The modern division between the two main conceptions of society took shape in the nineteenth century, with the formalization of the atomistic individual and the invention of the modern idea of the organic state. The former was the product of the liberal thinkings who, starting in the eighteenth century, began to outline the rights of the individual as deriving not from the state or from other people, but from some ultimate source, be it nature, god, or, later, human biology. Yet that very notion of human biology, newly emphasized as part of the emerging concept of Social Darwinism, also contributed to the development of the concept of society as an organism, with individuals within it as constituent cells. In this view, individuals have no inherent rights of their own, and the primary moral end is the interests of society. Generally, those who hold such positions do argue that the interests of society align with the ultimate interests of its components. However, in assigning a particular interest to a conceived societal organism, and then mapping those interests on individuals within that society,
If one thinks that the individual is nothing more than a component of a social organism, it becomes much easier for one to support measures that detract from individual liberty. Almost axiomatically, one can only maximize one thing at a time, and if one maximizes some imagined social good, one necessarily de-priorities individual liberty. If one, for instance, believes that economic equality is to the benefit of society, then one will pursue redistribution measures that will necessarily reduce individual economic freedom. Further, an organic view of society can promote ideas that are simply directly opposed to individual interests. Particularly when society is conceived of as the embodiment of the nation, efforts to “strengthen” that nation can entail extreme violations of individual liberty to the end of great projects meant to advance ideological goals.

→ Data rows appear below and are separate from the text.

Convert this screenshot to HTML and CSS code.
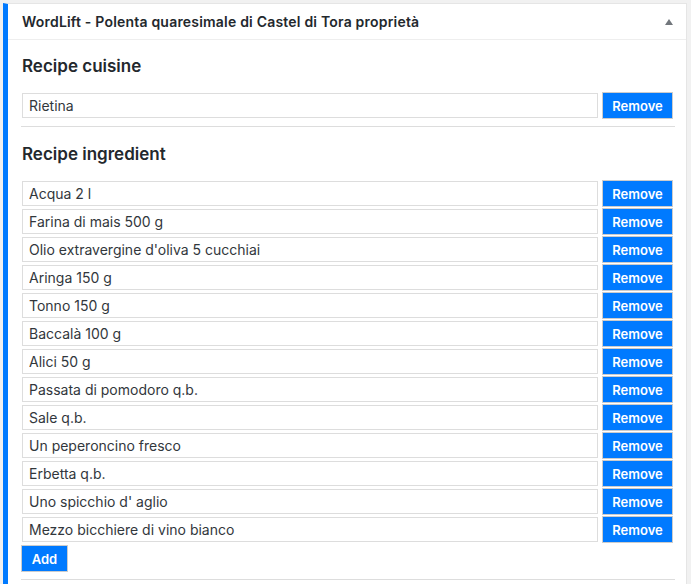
FILE: index.html
```html
<!DOCTYPE html>
<html lang="it">
<head>
<meta charset="utf-8">
<title>WordLift</title>
<link rel="stylesheet" href="styles.css">
</head>
<body>
<div class="panel">
  <div class="panel-header">
    <span class="panel-title">WordLift - Polenta quaresimale di Castel di Tora proprietà</span>
    <span class="toggle"></span>
  </div>
  <div class="panel-body">
    <div class="section">
      <h2 class="section-title">Recipe cuisine</h2>
      <div class="rows">
        <div class="row"><input class="field" type="text" value="Rietina"><button class="btn btn-remove">Remove</button></div>
      </div>
    </div>
    <div class="section">
      <h2 class="section-title">Recipe ingredient</h2>
      <div class="rows">
        <div class="row"><input class="field" type="text" value="Acqua 2 l"><button class="btn btn-remove">Remove</button></div>
        <div class="row"><input class="field" type="text" value="Farina di mais 500 g"><button class="btn btn-remove">Remove</button></div>
        <div class="row"><input class="field" type="text" value="Olio extravergine d'oliva 5 cucchiai"><button class="btn btn-remove">Remove</button></div>
        <div class="row"><input class="field" type="text" value="Aringa 150 g"><button class="btn btn-remove">Remove</button></div>
        <div class="row"><input class="field" type="text" value="Tonno 150 g"><button class="btn btn-remove">Remove</button></div>
        <div class="row"><input class="field" type="text" value="Baccalà 100 g"><button class="btn btn-remove">Remove</button></div>
        <div class="row"><input class="field" type="text" value="Alici 50 g"><button class="btn btn-remove">Remove</button></div>
        <div class="row"><input class="field" type="text" value="Passata di pomodoro q.b."><button class="btn btn-remove">Remove</button></div>
        <div class="row"><input class="field" type="text" value="Sale q.b."><button class="btn btn-remove">Remove</button></div>
        <div class="row"><input class="field" type="text" value="Un peperoncino fresco"><button class="btn btn-remove">Remove</button></div>
        <div class="row"><input class="field" type="text" value="Erbetta q.b."><button class="btn btn-remove">Remove</button></div>
        <div class="row"><input class="field" type="text" value="Uno spicchio d' aglio"><button class="btn btn-remove">Remove</button></div>
        <div class="row"><input class="field" type="text" value="Mezzo bicchiere di vino bianco"><button class="btn btn-remove">Remove</button></div>
      </div>
      <button class="btn btn-add">Add</button>
    </div>
  </div>
</div>
</body>
</html>
```
FILE: styles.css
```css
html, body {
  margin: 0;
  padding: 0;
}
body {
  background: #f1f1f1;
  padding: 3px 4px 0 3px;
  font-family: Inter, "Liberation Sans", Arial, sans-serif;
  color: #23282d;
  height: 584px;
  box-sizing: border-box;
  overflow: hidden;
}
.panel {
  background: #fff;
  border: 1px solid #e5e5e5;
  border-left: 5px solid #007aff;
  border-bottom: none;
  height: 600px;
}
.panel-header {
  height: 35px;
  border-bottom: 1px solid #eee;
  display: flex;
  align-items: center;
  justify-content: space-between;
  padding: 0 13px 0 14px;
}
.panel-title {
  font-size: 14px;
  letter-spacing: 0.2px;
  font-weight: 600;
  color: #23282d;
}
.toggle {
  width: 0;
  height: 0;
  border-left: 4px solid transparent;
  border-right: 4px solid transparent;
  border-bottom: 6px solid #72777c;
  margin-top: 1px;
}
.panel-body {
  padding: 0 11px 0 13px;
}
.section {
  border-bottom: 1px solid #ddd;
  padding-bottom: 7px;
}
.section-title {
  margin: 16px 0 16px 1px;
  font-size: 17px;
  line-height: 20px;
  font-weight: 600;
  color: #23282d;
}
.section + .section .section-title {
  margin-top: 17px;
}
.rows {
  display: flex;
  flex-direction: column;
  gap: 1px;
}
.row {
  display: flex;
  align-items: center;
  gap: 4px;
  height: 27px;
  padding: 0 2px 0 1px;
}
.field {
  flex: 1;
  min-width: 0;
  height: 25px;
  box-sizing: border-box;
  border: 1px solid #ddd;
  padding: 0 6px;
  margin: 0;
  font-family: Inter, "Liberation Sans", Arial, sans-serif;
  font-size: 14px;
  color: #32373c;
  background: #fff;
  outline: none;
}
.btn {
  background: #007aff;
  color: #fff;
  border: 1px solid #ccc;
  font-family: Inter, "Liberation Sans", Arial, sans-serif;
  font-size: 13px;
  font-weight: 600;
  height: 27px;
  box-sizing: border-box;
  padding: 0;
  margin: 0;
  cursor: pointer;
}
.btn-remove {
  width: 71px;
  flex: none;
}
.btn-add {
  width: 47px;
  margin-top: 2px;
  display: block;
}
```
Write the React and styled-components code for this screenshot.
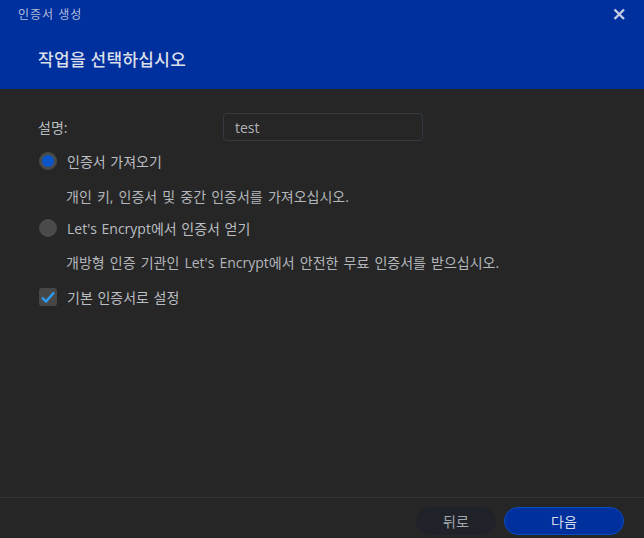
import React from 'react'
import styled, { createGlobalStyle } from 'styled-components'

const Global = createGlobalStyle`
  html, body { margin: 0; padding: 0; background: #262626; }
  body { font-family: "Open Sans", "Noto Sans CJK KR", sans-serif; }
`

const Dialog = styled.div`
  width: 644px;
  height: 538px;
  display: flex;
  flex-direction: column;
  background: #262626;
  color: #babdc1;
  font-size: 14px;
`
const Header = styled.div`
  background: #002f9e;
  height: 89px;
  box-sizing: border-box;
  padding: 4px 18px 0 18px;
  display: flex;
  flex-direction: column;
`
const TopRow = styled.div`
  display: flex;
  justify-content: space-between;
  align-items: center;
  height: 20px;
`
const SmallTitle = styled.div`
  font-size: 12px;
  letter-spacing: 1px;
  color: #b3bdd8;
`
const Close = styled.div`
  width: 14px;
  height: 14px;
  display: flex;
`
const Heading = styled.div`
  margin-top: 22px;
  padding-left: 20px;
  font-size: 17px;
  letter-spacing: 0.3px;
  font-weight: 500;
  color: #dbdfe9;
`
const Body = styled.div`
  flex: 1;
  padding: 24px 38px 0 38px;
  display: flex;
  flex-direction: column;
`
const FieldRow = styled.div`
  display: flex;
  align-items: center;
  height: 28px;
`
const Label = styled.div`
  width: 185px;
`
const Input = styled.input`
  width: 200px;
  height: 28px;
  box-sizing: border-box;
  background: #262626;
  border: 1px solid #333a41;
  border-radius: 4px;
  color: #aeb3ba;
  font-family: inherit;
  font-size: 14px;
  padding: 0 11px;
  outline: none;
`
const OptionRow = styled.div`
  display: flex;
  align-items: center;
  gap: 10px;
  height: 20px;
  word-spacing: 1px;
  margin-top: ${p => p.$top}px;
`
const Radio = styled.div`
  width: 18px;
  height: 18px;
  margin-left: 1px;
  border-radius: 50%;
  background: #4a4a4a;
  display: flex;
  align-items: center;
  justify-content: center;
  &::after {
    content: '';
    width: 12px;
    height: 12px;
    border-radius: 50%;
    background: ${p => (p.$on ? '#0a55c8' : 'transparent')};
  }
`
const Check = styled.div`
  width: 18px;
  height: 18px;
  margin-left: 1px;
  border-radius: 3px;
  background: #474747;
  display: flex;
  align-items: center;
  justify-content: center;
`
const Desc = styled.div`
  margin-top: ${p => p.$top}px;
  padding-left: 28px;
  height: 20px;
  line-height: 20px;
  word-spacing: 1.5px;
  color: #b3b6bb;
`
const Footer = styled.div`
  border-top: 1px solid #31363c;
  height: 41px;
  box-sizing: border-box;
  display: flex;
  justify-content: flex-end;
  align-items: flex-start;
  gap: 8px;
  padding: 9px 20px 0 0;
`
const Button = styled.button`
  height: 28px;
  width: ${p => p.$w}px;
  border-radius: 14px;
  font-family: inherit;
  font-size: 14px;
  padding: 0;
  border: 1px solid ${p => (p.$primary ? '#0a4cc4' : '#1f2329')};
  background: ${p => (p.$primary ? '#002f9e' : '#1f2329')};
  color: ${p => (p.$primary ? '#d6dcea' : '#a2a6ad')};
`

export default function App() {
  return (
    <>
      <Global />
      <Dialog>
        <Header>
          <TopRow>
            <SmallTitle>인증서 생성</SmallTitle>
            <Close>
              <svg width="14" height="14" viewBox="0 0 14 14">
                <path d="M2.5 2.5 L12 12 M12 2.5 L2.5 12" stroke="#c3cbe2" strokeWidth="2.4" />
              </svg>
            </Close>
          </TopRow>
          <Heading>작업을 선택하십시오</Heading>
        </Header>
        <Body>
          <FieldRow>
            <Label>설명:</Label>
            <Input defaultValue="test" />
          </FieldRow>
          <OptionRow $top={10}>
            <Radio $on />
            <span>인증서 가져오기</span>
          </OptionRow>
          <Desc $top={16}>개인 키, 인증서 및 중간 인증서를 가져오십시오.</Desc>
          <OptionRow $top={11}>
            <Radio />
            <span>Let's Encrypt에서 인증서 얻기</span>
          </OptionRow>
          <Desc $top={15}>개방형 인증 기관인 Let's Encrypt에서 안전한 무료 인증서를 받으십시오.</Desc>
          <OptionRow $top={14}>
            <Check>
              <svg width="16" height="16" viewBox="0 0 16 16">
                <path d="M2 8.5 L6 12.5 L14 3.5" fill="none" stroke="#2d9cf5" strokeWidth="2.4" />
              </svg>
            </Check>
            <span>기본 인증서로 설정</span>
          </OptionRow>
        </Body>
        <Footer>
          <Button $w={80}>뒤로</Button>
          <Button $w={120} $primary>다음</Button>
        </Footer>
      </Dialog>
    </>
  )
}
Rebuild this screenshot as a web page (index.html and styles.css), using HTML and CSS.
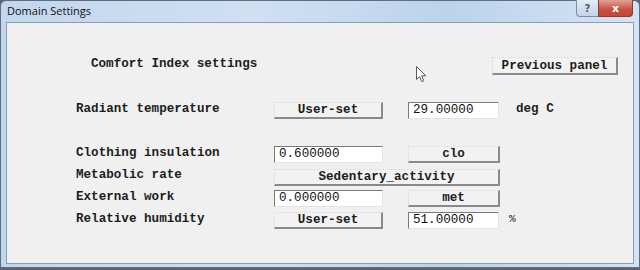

Conversely, an atomistic view of the individual in relation to society necessarily entails the prioritization of individual interests. If one views the individual as the primary element of moral worth, one must necessarily view the benefit, or rather the interests, of the individual to be the primary end. Of course, such a view can be taken to utilitarian ends, and one could argue that liberty should be violated in order to ensure that individuals are forced to follow their own true interests. However, such conclusions rely on a misconception of individual interest. Who are we to say what a given person’s interests are? How can we say that a particular result would suit one person more than another? Of course, some exceptions likely have to be made for gross information asymmetries, for children, and potentially instances where the individual is not in possession of a sound mind. However, in most cases, we must accept an ignorance of the interests of others, and so must allow them to pursue their own ends.
For a society to be liberal, it must retain this atomistic conception of the individual. That does not mean that each person must view themselves as entirely alone, without social connections, but rather that members of the society understand that each individual person is an end unto themselves, and thus that each individual has, generally, a right to pursue their own ends as long as in doing so they do not coercively prevent others from doing the same. Once the idea of society as an end unto itself begins to take root, supposedly unshakeable institutions meant to preserve individual liberty will soon find themselves impotent, as they only hold power so long as they are supported.